* _Task to complete_:
In your copy, leave out the pictures and repeat the entries below exactly.

* _Task data_:
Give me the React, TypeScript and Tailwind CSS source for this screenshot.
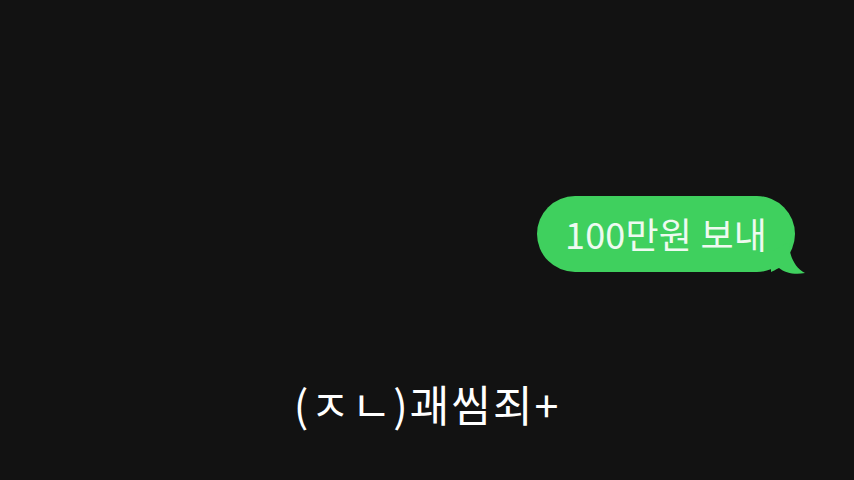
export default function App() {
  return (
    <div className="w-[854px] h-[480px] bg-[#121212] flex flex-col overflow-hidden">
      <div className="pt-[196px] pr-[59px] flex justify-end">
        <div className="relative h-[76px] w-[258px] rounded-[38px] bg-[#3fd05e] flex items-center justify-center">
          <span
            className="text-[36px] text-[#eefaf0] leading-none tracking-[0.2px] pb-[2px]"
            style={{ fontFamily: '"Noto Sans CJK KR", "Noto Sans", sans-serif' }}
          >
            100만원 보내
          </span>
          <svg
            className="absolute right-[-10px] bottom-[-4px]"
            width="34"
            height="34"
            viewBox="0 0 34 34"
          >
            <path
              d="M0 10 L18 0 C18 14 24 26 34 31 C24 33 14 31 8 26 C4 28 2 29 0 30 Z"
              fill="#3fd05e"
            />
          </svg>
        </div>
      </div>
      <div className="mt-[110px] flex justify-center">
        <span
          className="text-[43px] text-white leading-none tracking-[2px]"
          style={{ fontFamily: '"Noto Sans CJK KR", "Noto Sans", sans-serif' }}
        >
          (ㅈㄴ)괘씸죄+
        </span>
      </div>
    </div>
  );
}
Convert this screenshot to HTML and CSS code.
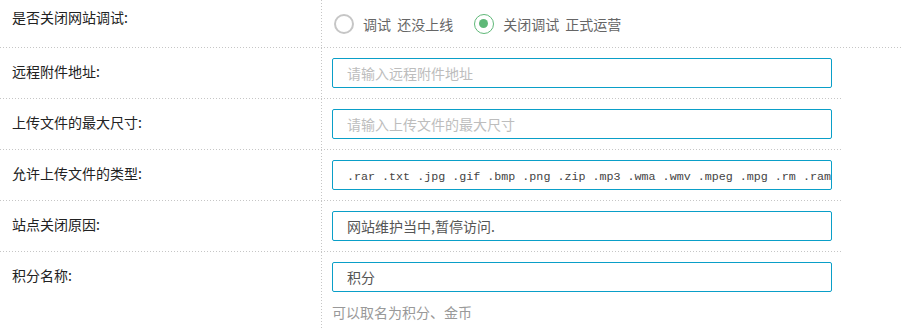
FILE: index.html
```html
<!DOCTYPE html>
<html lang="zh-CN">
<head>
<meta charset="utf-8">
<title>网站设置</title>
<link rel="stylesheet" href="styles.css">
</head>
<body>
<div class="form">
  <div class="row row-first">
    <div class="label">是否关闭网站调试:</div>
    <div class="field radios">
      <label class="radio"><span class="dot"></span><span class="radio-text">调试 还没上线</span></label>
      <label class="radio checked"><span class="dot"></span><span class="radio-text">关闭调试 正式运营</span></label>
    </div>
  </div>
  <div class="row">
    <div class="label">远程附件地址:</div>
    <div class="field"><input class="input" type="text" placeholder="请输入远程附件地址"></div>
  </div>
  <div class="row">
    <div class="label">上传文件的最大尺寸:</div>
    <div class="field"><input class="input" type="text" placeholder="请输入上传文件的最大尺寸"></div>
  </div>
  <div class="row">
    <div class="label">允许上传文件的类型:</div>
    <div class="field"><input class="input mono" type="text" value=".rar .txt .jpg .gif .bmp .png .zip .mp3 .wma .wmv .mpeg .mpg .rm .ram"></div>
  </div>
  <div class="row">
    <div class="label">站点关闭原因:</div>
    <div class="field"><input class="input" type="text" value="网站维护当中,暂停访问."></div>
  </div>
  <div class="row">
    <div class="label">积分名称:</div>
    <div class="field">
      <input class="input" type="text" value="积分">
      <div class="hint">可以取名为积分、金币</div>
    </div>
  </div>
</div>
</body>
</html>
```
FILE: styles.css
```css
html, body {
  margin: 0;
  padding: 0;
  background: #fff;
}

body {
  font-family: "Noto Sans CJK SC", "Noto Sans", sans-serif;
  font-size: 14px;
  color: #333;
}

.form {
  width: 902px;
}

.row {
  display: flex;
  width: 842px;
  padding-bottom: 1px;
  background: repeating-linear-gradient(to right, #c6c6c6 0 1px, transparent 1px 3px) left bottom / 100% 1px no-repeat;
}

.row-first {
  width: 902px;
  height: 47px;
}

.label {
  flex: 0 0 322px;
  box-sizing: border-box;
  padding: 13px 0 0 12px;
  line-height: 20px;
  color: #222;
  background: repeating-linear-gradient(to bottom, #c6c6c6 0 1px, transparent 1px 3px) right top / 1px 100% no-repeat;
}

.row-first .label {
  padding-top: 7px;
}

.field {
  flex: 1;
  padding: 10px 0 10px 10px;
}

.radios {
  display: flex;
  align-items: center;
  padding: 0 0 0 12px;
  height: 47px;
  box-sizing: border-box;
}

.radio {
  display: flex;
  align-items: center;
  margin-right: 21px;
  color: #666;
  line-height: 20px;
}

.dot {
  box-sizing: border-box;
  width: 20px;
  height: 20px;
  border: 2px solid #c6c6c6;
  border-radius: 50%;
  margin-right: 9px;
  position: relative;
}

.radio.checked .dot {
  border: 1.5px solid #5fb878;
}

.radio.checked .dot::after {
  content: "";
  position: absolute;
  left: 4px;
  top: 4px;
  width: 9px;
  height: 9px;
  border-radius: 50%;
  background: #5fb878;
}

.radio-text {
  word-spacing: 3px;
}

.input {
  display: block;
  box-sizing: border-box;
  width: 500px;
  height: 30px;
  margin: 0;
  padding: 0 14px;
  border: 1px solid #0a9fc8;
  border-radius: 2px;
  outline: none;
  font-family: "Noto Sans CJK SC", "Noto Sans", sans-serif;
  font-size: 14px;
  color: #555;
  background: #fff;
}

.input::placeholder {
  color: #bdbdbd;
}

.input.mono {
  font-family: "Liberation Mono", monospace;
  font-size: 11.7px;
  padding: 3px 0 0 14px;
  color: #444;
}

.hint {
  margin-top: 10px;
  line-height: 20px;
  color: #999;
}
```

* _Exercise answer_:
Give me the React, TypeScript and Tailwind CSS source for this screenshot.
export default function App() {
  return (
    <div className="w-[854px] h-[480px] bg-[#121212] flex flex-col overflow-hidden">
      <div className="pt-[196px] pr-[59px] flex justify-end">
        <div className="relative h-[76px] w-[258px] rounded-[38px] bg-[#3fd05e] flex items-center justify-center">
          <span
            className="text-[36px] text-[#eefaf0] leading-none tracking-[0.2px] pb-[2px]"
            style={{ fontFamily: '"Noto Sans CJK KR", "Noto Sans", sans-serif' }}
          >
            100만원 보내
          </span>
          <svg
            className="absolute right-[-10px] bottom-[-4px]"
            width="34"
            height="34"
            viewBox="0 0 34 34"
          >
            <path
              d="M0 10 L18 0 C18 14 24 26 34 31 C24 33 14 31 8 26 C4 28 2 29 0 30 Z"
              fill="#3fd05e"
            />
          </svg>
        </div>
      </div>
      <div className="mt-[110px] flex justify-center">
        <span
          className="text-[43px] text-white leading-none tracking-[2px]"
          style={{ fontFamily: '"Noto Sans CJK KR", "Noto Sans", sans-serif' }}
        >
          (ㅈㄴ)괘씸죄+
        </span>
      </div>
    </div>
  );
}
Convert this screenshot to HTML and CSS code.
FILE: index.html
```html
<!DOCTYPE html>
<html lang="zh-CN">
<head>
<meta charset="utf-8">
<title>网站设置</title>
<link rel="stylesheet" href="styles.css">
</head>
<body>
<div class="form">
  <div class="row row-first">
    <div class="label">是否关闭网站调试:</div>
    <div class="field radios">
      <label class="radio"><span class="dot"></span><span class="radio-text">调试 还没上线</span></label>
      <label class="radio checked"><span class="dot"></span><span class="radio-text">关闭调试 正式运营</span></label>
    </div>
  </div>
  <div class="row">
    <div class="label">远程附件地址:</div>
    <div class="field"><input class="input" type="text" placeholder="请输入远程附件地址"></div>
  </div>
  <div class="row">
    <div class="label">上传文件的最大尺寸:</div>
    <div class="field"><input class="input" type="text" placeholder="请输入上传文件的最大尺寸"></div>
  </div>
  <div class="row">
    <div class="label">允许上传文件的类型:</div>
    <div class="field"><input class="input mono" type="text" value=".rar .txt .jpg .gif .bmp .png .zip .mp3 .wma .wmv .mpeg .mpg .rm .ram"></div>
  </div>
  <div class="row">
    <div class="label">站点关闭原因:</div>
    <div class="field"><input class="input" type="text" value="网站维护当中,暂停访问."></div>
  </div>
  <div class="row">
    <div class="label">积分名称:</div>
    <div class="field">
      <input class="input" type="text" value="积分">
      <div class="hint">可以取名为积分、金币</div>
    </div>
  </div>
</div>
</body>
</html>
```
FILE: styles.css
```css
html, body {
  margin: 0;
  padding: 0;
  background: #fff;
}

body {
  font-family: "Noto Sans CJK SC", "Noto Sans", sans-serif;
  font-size: 14px;
  color: #333;
}

.form {
  width: 902px;
}

.row {
  display: flex;
  width: 842px;
  padding-bottom: 1px;
  background: repeating-linear-gradient(to right, #c6c6c6 0 1px, transparent 1px 3px) left bottom / 100% 1px no-repeat;
}

.row-first {
  width: 902px;
  height: 47px;
}

.label {
  flex: 0 0 322px;
  box-sizing: border-box;
  padding: 13px 0 0 12px;
  line-height: 20px;
  color: #222;
  background: repeating-linear-gradient(to bottom, #c6c6c6 0 1px, transparent 1px 3px) right top / 1px 100% no-repeat;
}

.row-first .label {
  padding-top: 7px;
}

.field {
  flex: 1;
  padding: 10px 0 10px 10px;
}

.radios {
  display: flex;
  align-items: center;
  padding: 0 0 0 12px;
  height: 47px;
  box-sizing: border-box;
}

.radio {
  display: flex;
  align-items: center;
  margin-right: 21px;
  color: #666;
  line-height: 20px;
}

.dot {
  box-sizing: border-box;
  width: 20px;
  height: 20px;
  border: 2px solid #c6c6c6;
  border-radius: 50%;
  margin-right: 9px;
  position: relative;
}

.radio.checked .dot {
  border: 1.5px solid #5fb878;
}

.radio.checked .dot::after {
  content: "";
  position: absolute;
  left: 4px;
  top: 4px;
  width: 9px;
  height: 9px;
  border-radius: 50%;
  background: #5fb878;
}

.radio-text {
  word-spacing: 3px;
}

.input {
  display: block;
  box-sizing: border-box;
  width: 500px;
  height: 30px;
  margin: 0;
  padding: 0 14px;
  border: 1px solid #0a9fc8;
  border-radius: 2px;
  outline: none;
  font-family: "Noto Sans CJK SC", "Noto Sans", sans-serif;
  font-size: 14px;
  color: #555;
  background: #fff;
}

.input::placeholder {
  color: #bdbdbd;
}

.input.mono {
  font-family: "Liberation Mono", monospace;
  font-size: 11.7px;
  padding: 3px 0 0 14px;
  color: #444;
}

.hint {
  margin-top: 10px;
  line-height: 20px;
  color: #999;
}
```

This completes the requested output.